• Supplied data
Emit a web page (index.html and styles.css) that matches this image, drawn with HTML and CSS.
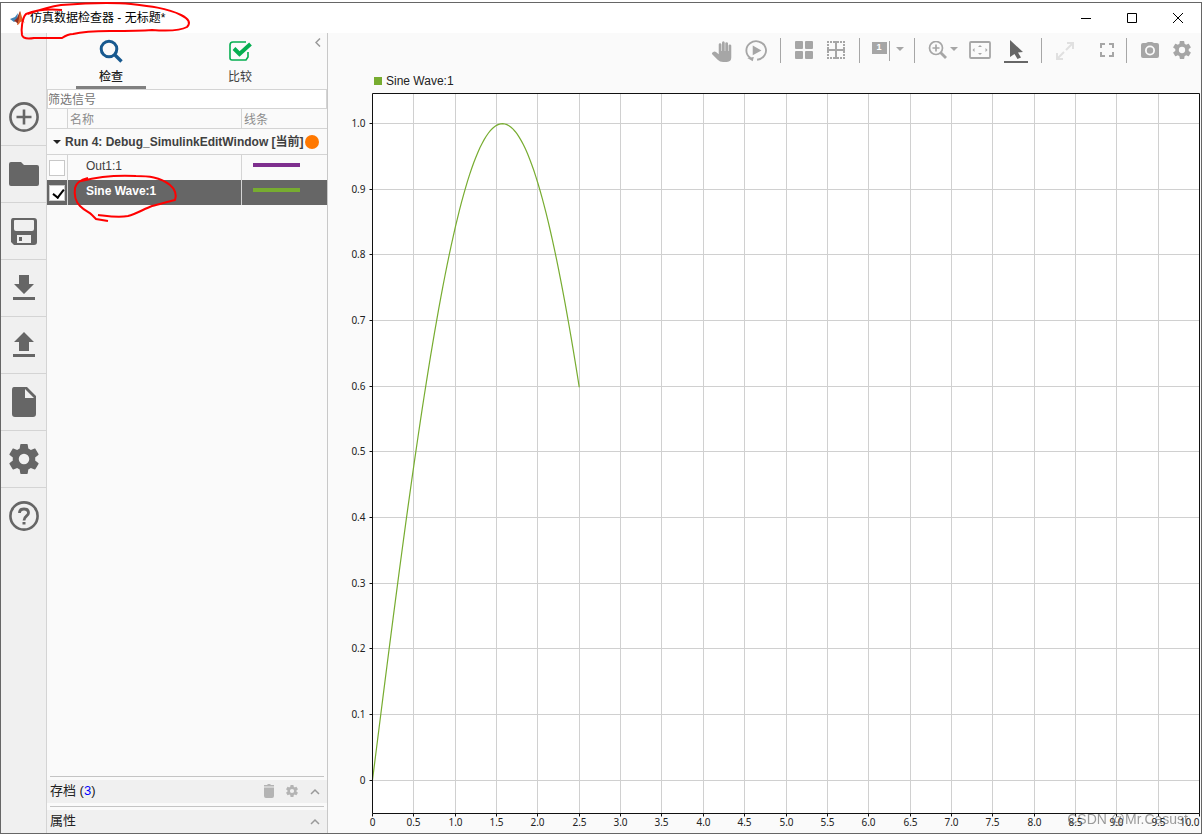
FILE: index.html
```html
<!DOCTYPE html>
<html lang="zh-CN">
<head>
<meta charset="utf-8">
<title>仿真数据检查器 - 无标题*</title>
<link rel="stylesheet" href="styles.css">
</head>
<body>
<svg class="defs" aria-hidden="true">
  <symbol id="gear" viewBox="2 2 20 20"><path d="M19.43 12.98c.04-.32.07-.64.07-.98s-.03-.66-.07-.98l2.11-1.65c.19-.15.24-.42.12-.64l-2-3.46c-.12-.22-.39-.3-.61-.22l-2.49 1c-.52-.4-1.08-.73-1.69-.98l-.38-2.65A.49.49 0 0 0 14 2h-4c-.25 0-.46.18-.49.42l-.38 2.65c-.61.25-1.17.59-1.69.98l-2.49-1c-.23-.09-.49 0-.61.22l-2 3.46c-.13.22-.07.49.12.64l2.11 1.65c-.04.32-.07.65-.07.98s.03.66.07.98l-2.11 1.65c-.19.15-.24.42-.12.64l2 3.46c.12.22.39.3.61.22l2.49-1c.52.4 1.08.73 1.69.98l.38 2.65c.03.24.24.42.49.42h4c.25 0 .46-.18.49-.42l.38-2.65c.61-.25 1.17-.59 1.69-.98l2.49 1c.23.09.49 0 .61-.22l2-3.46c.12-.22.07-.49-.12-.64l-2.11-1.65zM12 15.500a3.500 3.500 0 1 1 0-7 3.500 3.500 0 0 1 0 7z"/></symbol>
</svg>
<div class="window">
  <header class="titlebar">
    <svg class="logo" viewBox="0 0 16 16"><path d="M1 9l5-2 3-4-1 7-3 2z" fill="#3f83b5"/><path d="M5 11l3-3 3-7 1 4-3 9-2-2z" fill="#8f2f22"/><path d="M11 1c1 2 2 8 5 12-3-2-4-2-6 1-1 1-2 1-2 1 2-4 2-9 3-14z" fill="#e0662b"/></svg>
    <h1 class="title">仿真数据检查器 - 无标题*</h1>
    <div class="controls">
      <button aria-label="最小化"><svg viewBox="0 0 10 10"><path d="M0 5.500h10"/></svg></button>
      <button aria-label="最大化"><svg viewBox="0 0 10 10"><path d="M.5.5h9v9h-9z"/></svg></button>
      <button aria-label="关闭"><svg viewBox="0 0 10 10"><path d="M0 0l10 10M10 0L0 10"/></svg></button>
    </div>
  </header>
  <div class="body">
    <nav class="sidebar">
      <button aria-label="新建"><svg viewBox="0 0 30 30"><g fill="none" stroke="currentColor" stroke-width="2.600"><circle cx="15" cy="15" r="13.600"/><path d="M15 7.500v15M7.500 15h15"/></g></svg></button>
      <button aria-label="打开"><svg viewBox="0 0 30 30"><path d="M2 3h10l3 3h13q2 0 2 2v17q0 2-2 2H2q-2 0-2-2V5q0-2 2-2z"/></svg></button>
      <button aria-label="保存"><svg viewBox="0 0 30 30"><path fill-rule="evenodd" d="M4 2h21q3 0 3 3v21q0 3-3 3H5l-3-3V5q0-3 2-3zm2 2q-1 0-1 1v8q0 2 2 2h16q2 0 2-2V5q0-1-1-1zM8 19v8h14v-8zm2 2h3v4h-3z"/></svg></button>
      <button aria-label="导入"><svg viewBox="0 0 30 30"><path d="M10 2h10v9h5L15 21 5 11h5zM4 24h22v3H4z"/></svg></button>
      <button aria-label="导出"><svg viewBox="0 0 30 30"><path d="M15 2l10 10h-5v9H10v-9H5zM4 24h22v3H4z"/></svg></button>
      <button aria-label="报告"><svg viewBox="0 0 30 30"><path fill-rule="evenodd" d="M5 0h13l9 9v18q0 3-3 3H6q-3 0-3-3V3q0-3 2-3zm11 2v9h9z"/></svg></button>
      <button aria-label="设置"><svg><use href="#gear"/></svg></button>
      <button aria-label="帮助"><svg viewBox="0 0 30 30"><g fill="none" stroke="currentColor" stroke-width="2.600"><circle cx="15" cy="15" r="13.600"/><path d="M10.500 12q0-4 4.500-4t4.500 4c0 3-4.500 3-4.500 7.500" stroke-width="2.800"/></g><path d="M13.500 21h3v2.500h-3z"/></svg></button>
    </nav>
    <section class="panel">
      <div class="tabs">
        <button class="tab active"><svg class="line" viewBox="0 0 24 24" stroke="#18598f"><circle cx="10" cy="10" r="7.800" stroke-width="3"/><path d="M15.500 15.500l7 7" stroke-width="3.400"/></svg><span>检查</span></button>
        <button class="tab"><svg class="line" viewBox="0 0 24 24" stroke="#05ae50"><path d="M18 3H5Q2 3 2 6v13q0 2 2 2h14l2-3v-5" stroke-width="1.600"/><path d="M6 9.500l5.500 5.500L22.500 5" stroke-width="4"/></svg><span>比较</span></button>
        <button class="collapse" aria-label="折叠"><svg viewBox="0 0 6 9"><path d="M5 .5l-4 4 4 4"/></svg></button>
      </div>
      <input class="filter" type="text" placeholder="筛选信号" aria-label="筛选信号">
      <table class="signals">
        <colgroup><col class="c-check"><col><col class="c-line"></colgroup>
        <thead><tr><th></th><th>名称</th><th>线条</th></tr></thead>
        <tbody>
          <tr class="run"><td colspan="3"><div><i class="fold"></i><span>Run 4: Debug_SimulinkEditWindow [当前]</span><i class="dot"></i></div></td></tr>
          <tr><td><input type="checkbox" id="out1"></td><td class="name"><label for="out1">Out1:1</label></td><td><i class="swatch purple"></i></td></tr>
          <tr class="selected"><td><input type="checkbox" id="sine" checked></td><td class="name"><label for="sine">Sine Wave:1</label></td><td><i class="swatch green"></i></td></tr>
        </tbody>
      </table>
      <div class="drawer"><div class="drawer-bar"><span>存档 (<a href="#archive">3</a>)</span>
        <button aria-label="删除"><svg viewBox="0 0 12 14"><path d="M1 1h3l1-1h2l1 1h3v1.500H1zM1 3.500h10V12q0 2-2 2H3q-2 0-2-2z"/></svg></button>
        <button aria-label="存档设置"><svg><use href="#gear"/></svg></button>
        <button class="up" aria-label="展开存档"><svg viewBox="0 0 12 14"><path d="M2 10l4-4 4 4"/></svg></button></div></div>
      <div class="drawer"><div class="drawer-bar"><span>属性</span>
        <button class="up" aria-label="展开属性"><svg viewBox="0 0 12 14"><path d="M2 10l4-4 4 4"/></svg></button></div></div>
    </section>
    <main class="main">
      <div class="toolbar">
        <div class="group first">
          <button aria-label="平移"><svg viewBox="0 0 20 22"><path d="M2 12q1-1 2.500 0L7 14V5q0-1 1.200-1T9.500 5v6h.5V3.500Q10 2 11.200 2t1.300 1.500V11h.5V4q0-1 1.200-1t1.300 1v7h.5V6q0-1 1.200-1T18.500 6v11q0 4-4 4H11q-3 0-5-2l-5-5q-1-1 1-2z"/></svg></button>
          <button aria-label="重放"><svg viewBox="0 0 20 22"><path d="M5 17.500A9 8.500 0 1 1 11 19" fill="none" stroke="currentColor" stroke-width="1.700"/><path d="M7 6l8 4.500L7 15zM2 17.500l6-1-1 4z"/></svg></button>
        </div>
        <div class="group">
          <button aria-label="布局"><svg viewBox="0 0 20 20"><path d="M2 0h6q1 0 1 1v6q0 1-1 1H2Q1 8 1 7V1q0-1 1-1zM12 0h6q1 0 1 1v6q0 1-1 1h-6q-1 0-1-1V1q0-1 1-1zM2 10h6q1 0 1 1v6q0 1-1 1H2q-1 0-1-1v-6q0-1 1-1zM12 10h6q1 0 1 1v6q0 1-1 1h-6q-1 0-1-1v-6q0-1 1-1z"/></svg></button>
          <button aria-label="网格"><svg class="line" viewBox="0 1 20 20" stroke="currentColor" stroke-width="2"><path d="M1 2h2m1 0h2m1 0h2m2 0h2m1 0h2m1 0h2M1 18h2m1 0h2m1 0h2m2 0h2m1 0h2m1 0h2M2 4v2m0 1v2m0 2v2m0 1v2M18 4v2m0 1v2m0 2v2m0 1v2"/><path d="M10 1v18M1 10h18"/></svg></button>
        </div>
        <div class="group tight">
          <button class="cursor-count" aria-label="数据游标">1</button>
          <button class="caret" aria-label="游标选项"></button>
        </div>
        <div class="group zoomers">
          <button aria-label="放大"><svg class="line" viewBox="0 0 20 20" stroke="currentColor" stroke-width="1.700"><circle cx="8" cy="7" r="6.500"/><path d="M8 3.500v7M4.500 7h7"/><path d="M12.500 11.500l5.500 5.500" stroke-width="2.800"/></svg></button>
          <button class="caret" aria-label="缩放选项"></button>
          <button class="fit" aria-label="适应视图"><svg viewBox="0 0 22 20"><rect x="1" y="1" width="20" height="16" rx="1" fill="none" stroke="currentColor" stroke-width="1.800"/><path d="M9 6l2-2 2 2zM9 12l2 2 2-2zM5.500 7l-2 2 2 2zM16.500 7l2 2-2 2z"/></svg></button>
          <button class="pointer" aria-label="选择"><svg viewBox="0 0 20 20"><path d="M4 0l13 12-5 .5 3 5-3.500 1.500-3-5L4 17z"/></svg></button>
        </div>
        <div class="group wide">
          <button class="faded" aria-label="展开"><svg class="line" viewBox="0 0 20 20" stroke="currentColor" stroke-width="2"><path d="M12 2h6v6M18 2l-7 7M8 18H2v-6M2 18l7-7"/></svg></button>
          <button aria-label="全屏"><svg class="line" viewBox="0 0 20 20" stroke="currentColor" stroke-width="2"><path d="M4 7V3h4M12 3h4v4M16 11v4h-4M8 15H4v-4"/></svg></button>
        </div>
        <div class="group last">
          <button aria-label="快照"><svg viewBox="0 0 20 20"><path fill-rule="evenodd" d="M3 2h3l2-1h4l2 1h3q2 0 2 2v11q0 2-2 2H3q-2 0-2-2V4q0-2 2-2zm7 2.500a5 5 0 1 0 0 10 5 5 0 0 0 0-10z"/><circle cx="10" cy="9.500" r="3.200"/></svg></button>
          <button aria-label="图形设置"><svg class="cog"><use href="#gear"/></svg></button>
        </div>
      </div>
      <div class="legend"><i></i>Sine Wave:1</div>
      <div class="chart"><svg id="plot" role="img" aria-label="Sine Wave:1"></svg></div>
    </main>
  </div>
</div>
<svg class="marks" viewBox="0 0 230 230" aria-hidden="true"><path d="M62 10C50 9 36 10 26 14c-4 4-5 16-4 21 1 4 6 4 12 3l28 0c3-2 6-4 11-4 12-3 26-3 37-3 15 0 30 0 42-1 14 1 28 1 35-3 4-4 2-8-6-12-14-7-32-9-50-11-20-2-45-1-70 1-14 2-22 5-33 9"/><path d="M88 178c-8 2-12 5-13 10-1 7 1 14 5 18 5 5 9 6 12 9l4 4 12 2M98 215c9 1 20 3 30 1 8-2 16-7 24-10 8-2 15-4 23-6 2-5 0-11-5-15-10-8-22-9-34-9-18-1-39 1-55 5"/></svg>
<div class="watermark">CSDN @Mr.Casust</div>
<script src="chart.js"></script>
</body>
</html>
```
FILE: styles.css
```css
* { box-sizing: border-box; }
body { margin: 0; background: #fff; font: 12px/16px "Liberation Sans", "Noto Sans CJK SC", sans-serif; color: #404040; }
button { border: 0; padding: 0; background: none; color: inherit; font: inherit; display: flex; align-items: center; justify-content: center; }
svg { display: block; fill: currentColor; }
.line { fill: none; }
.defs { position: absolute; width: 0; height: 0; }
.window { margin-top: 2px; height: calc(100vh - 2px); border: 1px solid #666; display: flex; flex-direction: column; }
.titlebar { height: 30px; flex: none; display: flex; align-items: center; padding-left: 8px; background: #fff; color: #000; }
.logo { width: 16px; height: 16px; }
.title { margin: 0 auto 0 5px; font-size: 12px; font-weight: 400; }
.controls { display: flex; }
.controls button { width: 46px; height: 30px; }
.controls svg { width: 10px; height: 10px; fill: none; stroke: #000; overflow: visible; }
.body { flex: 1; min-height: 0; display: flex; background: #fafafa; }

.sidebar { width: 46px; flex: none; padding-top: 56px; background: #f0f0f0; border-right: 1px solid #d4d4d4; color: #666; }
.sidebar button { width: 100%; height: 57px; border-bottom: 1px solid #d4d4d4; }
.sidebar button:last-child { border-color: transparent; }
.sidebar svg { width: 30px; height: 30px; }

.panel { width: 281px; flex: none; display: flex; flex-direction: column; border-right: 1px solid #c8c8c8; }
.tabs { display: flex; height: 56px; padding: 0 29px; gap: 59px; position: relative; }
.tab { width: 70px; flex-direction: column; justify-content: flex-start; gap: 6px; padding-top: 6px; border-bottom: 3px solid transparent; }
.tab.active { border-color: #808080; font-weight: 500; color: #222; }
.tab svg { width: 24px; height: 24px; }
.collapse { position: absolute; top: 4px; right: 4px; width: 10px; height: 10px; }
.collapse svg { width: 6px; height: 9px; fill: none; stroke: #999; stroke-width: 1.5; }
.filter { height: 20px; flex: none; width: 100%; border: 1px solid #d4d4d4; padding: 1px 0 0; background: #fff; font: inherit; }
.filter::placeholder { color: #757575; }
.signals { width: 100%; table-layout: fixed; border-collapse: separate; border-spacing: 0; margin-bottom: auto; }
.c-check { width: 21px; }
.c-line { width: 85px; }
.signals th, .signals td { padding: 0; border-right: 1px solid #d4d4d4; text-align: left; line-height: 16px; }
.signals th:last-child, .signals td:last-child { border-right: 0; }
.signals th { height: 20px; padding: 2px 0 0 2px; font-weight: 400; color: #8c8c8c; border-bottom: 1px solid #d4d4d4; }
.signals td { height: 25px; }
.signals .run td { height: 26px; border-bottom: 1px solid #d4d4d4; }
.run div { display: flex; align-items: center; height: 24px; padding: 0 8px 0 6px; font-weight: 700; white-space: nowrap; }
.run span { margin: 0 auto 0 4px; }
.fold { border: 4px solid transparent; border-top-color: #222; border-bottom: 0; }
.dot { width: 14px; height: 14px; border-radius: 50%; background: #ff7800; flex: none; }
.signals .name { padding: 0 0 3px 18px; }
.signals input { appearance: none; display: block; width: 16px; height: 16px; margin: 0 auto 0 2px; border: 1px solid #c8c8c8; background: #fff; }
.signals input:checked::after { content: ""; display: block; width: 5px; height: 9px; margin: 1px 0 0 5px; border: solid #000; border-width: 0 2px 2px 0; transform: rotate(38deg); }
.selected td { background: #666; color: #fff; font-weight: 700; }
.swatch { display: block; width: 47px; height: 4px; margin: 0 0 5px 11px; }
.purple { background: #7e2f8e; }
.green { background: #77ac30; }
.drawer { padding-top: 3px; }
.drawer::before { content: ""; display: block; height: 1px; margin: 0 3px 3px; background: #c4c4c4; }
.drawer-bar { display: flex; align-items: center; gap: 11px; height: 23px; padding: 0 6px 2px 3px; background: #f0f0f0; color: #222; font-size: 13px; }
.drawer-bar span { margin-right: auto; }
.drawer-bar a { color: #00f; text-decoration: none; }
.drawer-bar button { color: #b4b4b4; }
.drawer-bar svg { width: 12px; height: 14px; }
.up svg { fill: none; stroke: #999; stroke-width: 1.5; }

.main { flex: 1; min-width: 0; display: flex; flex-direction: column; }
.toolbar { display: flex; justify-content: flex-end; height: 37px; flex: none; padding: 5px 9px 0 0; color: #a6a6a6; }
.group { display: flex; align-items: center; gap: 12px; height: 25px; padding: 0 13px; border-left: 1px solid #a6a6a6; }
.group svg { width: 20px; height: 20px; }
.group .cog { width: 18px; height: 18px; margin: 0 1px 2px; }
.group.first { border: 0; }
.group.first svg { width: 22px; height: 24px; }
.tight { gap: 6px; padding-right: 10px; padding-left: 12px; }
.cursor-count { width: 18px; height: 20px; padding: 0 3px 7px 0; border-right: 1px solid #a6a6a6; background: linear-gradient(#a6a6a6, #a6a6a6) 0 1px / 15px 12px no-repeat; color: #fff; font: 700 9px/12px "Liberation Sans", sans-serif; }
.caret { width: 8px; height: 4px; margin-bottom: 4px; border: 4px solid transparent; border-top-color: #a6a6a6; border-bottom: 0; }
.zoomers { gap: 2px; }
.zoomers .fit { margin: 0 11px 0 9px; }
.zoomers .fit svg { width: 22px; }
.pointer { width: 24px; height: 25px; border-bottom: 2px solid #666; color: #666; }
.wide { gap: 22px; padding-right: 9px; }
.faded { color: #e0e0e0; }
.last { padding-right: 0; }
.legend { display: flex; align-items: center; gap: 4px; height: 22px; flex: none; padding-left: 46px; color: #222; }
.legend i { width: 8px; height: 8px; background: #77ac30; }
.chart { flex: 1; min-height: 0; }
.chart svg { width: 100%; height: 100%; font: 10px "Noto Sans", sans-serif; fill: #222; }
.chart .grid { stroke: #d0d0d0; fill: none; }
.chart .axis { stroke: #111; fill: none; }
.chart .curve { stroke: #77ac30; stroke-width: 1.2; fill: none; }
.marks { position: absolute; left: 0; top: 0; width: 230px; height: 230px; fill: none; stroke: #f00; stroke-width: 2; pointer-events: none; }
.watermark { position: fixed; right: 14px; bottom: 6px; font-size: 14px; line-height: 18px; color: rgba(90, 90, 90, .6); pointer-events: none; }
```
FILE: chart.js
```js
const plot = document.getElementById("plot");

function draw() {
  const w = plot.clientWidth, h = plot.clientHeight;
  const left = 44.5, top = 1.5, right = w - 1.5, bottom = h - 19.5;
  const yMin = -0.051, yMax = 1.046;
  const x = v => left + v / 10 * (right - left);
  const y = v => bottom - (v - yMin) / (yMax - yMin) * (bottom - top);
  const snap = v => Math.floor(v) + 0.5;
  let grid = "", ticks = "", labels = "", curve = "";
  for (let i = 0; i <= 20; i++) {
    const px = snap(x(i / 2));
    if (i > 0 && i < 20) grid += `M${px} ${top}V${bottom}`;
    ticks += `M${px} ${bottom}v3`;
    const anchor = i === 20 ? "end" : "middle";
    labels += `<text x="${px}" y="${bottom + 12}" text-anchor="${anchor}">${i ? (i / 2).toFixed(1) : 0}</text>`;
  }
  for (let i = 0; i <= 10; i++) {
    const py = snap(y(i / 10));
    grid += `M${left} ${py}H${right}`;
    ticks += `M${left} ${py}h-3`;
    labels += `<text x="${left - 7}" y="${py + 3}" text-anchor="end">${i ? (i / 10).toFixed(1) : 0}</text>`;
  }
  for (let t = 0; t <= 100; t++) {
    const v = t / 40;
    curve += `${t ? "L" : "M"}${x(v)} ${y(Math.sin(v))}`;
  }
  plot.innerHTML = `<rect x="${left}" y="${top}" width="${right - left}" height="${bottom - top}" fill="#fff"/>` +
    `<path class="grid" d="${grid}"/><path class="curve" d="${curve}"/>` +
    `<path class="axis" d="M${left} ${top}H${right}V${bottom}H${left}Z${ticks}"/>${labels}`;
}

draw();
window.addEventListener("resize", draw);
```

• Problem statement
State the count of lines with the word "index" in them, and write nothing else.

• Completed task
2